** begin SOURCE MATERIAL **
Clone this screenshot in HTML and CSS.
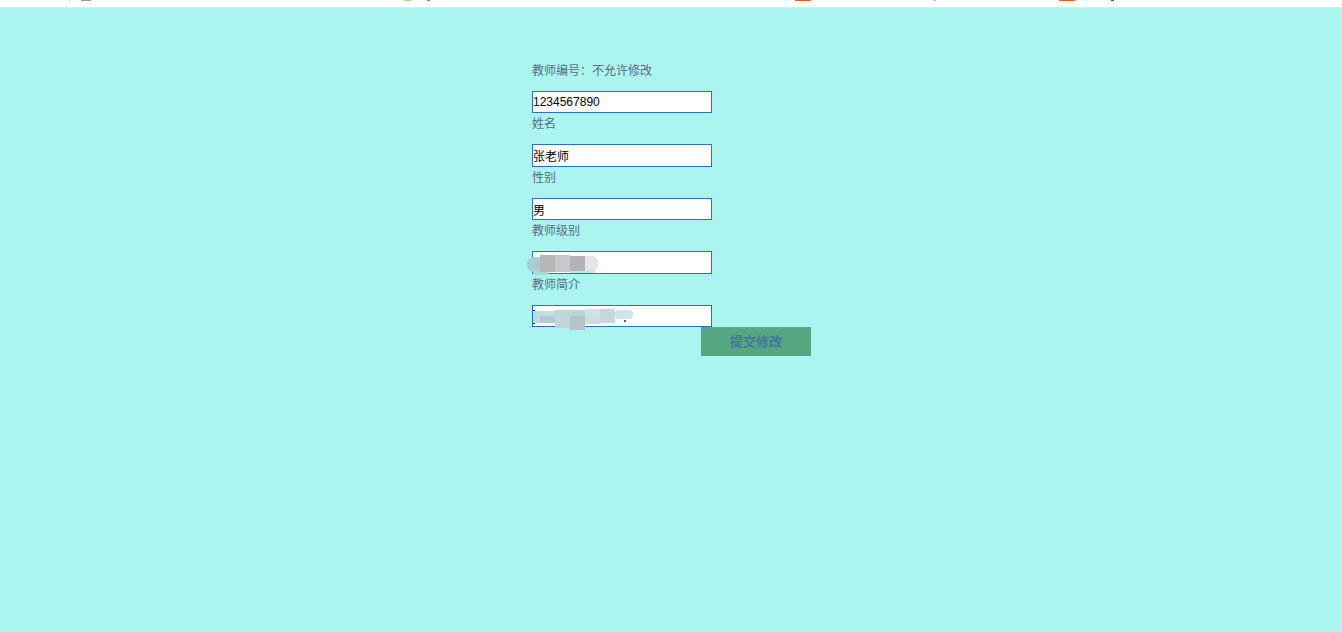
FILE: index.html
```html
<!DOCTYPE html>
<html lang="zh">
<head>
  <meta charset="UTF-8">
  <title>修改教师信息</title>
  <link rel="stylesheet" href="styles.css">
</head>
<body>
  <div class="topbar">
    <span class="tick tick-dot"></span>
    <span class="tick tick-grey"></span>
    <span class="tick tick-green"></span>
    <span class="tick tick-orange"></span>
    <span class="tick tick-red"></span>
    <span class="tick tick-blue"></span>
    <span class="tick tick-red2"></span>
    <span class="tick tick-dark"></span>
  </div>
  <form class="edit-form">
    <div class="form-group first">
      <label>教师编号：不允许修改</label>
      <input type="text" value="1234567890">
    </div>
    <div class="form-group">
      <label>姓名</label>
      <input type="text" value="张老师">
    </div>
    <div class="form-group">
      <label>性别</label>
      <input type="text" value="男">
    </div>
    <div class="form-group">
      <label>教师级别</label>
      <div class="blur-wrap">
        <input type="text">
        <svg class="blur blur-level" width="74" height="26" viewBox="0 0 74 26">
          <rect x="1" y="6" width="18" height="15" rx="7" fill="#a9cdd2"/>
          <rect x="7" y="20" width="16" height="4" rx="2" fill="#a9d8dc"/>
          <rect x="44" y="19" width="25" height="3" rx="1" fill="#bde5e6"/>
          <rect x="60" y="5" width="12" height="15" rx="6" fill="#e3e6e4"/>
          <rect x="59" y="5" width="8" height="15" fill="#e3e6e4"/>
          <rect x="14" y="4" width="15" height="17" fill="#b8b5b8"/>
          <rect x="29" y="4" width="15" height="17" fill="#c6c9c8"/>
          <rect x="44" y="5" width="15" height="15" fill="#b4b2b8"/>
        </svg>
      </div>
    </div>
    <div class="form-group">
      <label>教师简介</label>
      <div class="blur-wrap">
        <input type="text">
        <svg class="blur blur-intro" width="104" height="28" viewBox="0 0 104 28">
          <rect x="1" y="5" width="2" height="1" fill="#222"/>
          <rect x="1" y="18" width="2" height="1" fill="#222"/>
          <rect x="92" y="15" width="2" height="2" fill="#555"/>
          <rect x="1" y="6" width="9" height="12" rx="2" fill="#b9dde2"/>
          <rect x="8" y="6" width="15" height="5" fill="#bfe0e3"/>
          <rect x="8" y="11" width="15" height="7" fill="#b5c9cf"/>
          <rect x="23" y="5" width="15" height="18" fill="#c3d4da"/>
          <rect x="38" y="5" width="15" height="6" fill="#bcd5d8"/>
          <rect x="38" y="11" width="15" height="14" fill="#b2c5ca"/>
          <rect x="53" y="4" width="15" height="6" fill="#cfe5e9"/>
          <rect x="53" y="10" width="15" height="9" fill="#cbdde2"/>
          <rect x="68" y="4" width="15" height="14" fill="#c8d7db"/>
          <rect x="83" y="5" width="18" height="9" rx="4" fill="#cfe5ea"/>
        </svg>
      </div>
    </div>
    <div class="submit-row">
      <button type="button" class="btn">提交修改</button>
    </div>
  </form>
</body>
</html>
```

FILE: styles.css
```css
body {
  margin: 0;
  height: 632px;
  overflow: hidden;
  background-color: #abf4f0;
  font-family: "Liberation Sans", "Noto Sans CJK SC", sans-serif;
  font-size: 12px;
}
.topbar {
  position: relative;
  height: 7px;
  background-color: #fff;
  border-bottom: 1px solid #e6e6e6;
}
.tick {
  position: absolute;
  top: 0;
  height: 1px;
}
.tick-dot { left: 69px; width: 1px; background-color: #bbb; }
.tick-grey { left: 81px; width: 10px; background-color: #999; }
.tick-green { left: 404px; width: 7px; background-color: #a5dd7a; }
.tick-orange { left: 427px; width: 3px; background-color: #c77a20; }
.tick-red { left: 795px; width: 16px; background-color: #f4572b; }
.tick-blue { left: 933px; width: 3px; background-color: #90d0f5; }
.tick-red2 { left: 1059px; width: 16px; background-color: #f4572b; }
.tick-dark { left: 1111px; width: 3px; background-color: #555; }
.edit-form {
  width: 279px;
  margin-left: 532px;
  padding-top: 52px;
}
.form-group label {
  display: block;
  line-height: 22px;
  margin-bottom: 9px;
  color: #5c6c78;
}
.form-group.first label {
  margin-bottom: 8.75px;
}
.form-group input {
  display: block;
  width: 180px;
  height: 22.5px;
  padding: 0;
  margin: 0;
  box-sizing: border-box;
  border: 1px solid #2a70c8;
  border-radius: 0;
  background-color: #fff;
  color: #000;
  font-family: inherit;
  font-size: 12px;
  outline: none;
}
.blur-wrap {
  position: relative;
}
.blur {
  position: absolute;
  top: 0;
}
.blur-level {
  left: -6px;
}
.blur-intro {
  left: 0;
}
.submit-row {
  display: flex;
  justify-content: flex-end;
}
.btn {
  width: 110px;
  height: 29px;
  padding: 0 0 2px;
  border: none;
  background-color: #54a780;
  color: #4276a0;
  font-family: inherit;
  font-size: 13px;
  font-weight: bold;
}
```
** end SOURCE MATERIAL **
DESCRIPTION OF THE TASK:
Reproduce each line exactly as it appears, omitting the pictures.

RESPONSE TO THIS TASK:
Clone this screenshot in HTML and CSS.
FILE: index.html
```html
<!DOCTYPE html>
<html lang="zh">
<head>
  <meta charset="UTF-8">
  <title>修改教师信息</title>
  <link rel="stylesheet" href="styles.css">
</head>
<body>
  <div class="topbar">
    <span class="tick tick-dot"></span>
    <span class="tick tick-grey"></span>
    <span class="tick tick-green"></span>
    <span class="tick tick-orange"></span>
    <span class="tick tick-red"></span>
    <span class="tick tick-blue"></span>
    <span class="tick tick-red2"></span>
    <span class="tick tick-dark"></span>
  </div>
  <form class="edit-form">
    <div class="form-group first">
      <label>教师编号：不允许修改</label>
      <input type="text" value="1234567890">
    </div>
    <div class="form-group">
      <label>姓名</label>
      <input type="text" value="张老师">
    </div>
    <div class="form-group">
      <label>性别</label>
      <input type="text" value="男">
    </div>
    <div class="form-group">
      <label>教师级别</label>
      <div class="blur-wrap">
        <input type="text">
        <svg class="blur blur-level" width="74" height="26" viewBox="0 0 74 26">
          <rect x="1" y="6" width="18" height="15" rx="7" fill="#a9cdd2"/>
          <rect x="7" y="20" width="16" height="4" rx="2" fill="#a9d8dc"/>
          <rect x="44" y="19" width="25" height="3" rx="1" fill="#bde5e6"/>
          <rect x="60" y="5" width="12" height="15" rx="6" fill="#e3e6e4"/>
          <rect x="59" y="5" width="8" height="15" fill="#e3e6e4"/>
          <rect x="14" y="4" width="15" height="17" fill="#b8b5b8"/>
          <rect x="29" y="4" width="15" height="17" fill="#c6c9c8"/>
          <rect x="44" y="5" width="15" height="15" fill="#b4b2b8"/>
        </svg>
      </div>
    </div>
    <div class="form-group">
      <label>教师简介</label>
      <div class="blur-wrap">
        <input type="text">
        <svg class="blur blur-intro" width="104" height="28" viewBox="0 0 104 28">
          <rect x="1" y="5" width="2" height="1" fill="#222"/>
          <rect x="1" y="18" width="2" height="1" fill="#222"/>
          <rect x="92" y="15" width="2" height="2" fill="#555"/>
          <rect x="1" y="6" width="9" height="12" rx="2" fill="#b9dde2"/>
          <rect x="8" y="6" width="15" height="5" fill="#bfe0e3"/>
          <rect x="8" y="11" width="15" height="7" fill="#b5c9cf"/>
          <rect x="23" y="5" width="15" height="18" fill="#c3d4da"/>
          <rect x="38" y="5" width="15" height="6" fill="#bcd5d8"/>
          <rect x="38" y="11" width="15" height="14" fill="#b2c5ca"/>
          <rect x="53" y="4" width="15" height="6" fill="#cfe5e9"/>
          <rect x="53" y="10" width="15" height="9" fill="#cbdde2"/>
          <rect x="68" y="4" width="15" height="14" fill="#c8d7db"/>
          <rect x="83" y="5" width="18" height="9" rx="4" fill="#cfe5ea"/>
        </svg>
      </div>
    </div>
    <div class="submit-row">
      <button type="button" class="btn">提交修改</button>
    </div>
  </form>
</body>
</html>
```

FILE: styles.css
```css
body {
  margin: 0;
  height: 632px;
  overflow: hidden;
  background-color: #abf4f0;
  font-family: "Liberation Sans", "Noto Sans CJK SC", sans-serif;
  font-size: 12px;
}
.topbar {
  position: relative;
  height: 7px;
  background-color: #fff;
  border-bottom: 1px solid #e6e6e6;
}
.tick {
  position: absolute;
  top: 0;
  height: 1px;
}
.tick-dot { left: 69px; width: 1px; background-color: #bbb; }
.tick-grey { left: 81px; width: 10px; background-color: #999; }
.tick-green { left: 404px; width: 7px; background-color: #a5dd7a; }
.tick-orange { left: 427px; width: 3px; background-color: #c77a20; }
.tick-red { left: 795px; width: 16px; background-color: #f4572b; }
.tick-blue { left: 933px; width: 3px; background-color: #90d0f5; }
.tick-red2 { left: 1059px; width: 16px; background-color: #f4572b; }
.tick-dark { left: 1111px; width: 3px; background-color: #555; }
.edit-form {
  width: 279px;
  margin-left: 532px;
  padding-top: 52px;
}
.form-group label {
  display: block;
  line-height: 22px;
  margin-bottom: 9px;
  color: #5c6c78;
}
.form-group.first label {
  margin-bottom: 8.75px;
}
.form-group input {
  display: block;
  width: 180px;
  height: 22.5px;
  padding: 0;
  margin: 0;
  box-sizing: border-box;
  border: 1px solid #2a70c8;
  border-radius: 0;
  background-color: #fff;
  color: #000;
  font-family: inherit;
  font-size: 12px;
  outline: none;
}
.blur-wrap {
  position: relative;
}
.blur {
  position: absolute;
  top: 0;
}
.blur-level {
  left: -6px;
}
.blur-intro {
  left: 0;
}
.submit-row {
  display: flex;
  justify-content: flex-end;
}
.btn {
  width: 110px;
  height: 29px;
  padding: 0 0 2px;
  border: none;
  background-color: #54a780;
  color: #4276a0;
  font-family: inherit;
  font-size: 13px;
  font-weight: bold;
}
```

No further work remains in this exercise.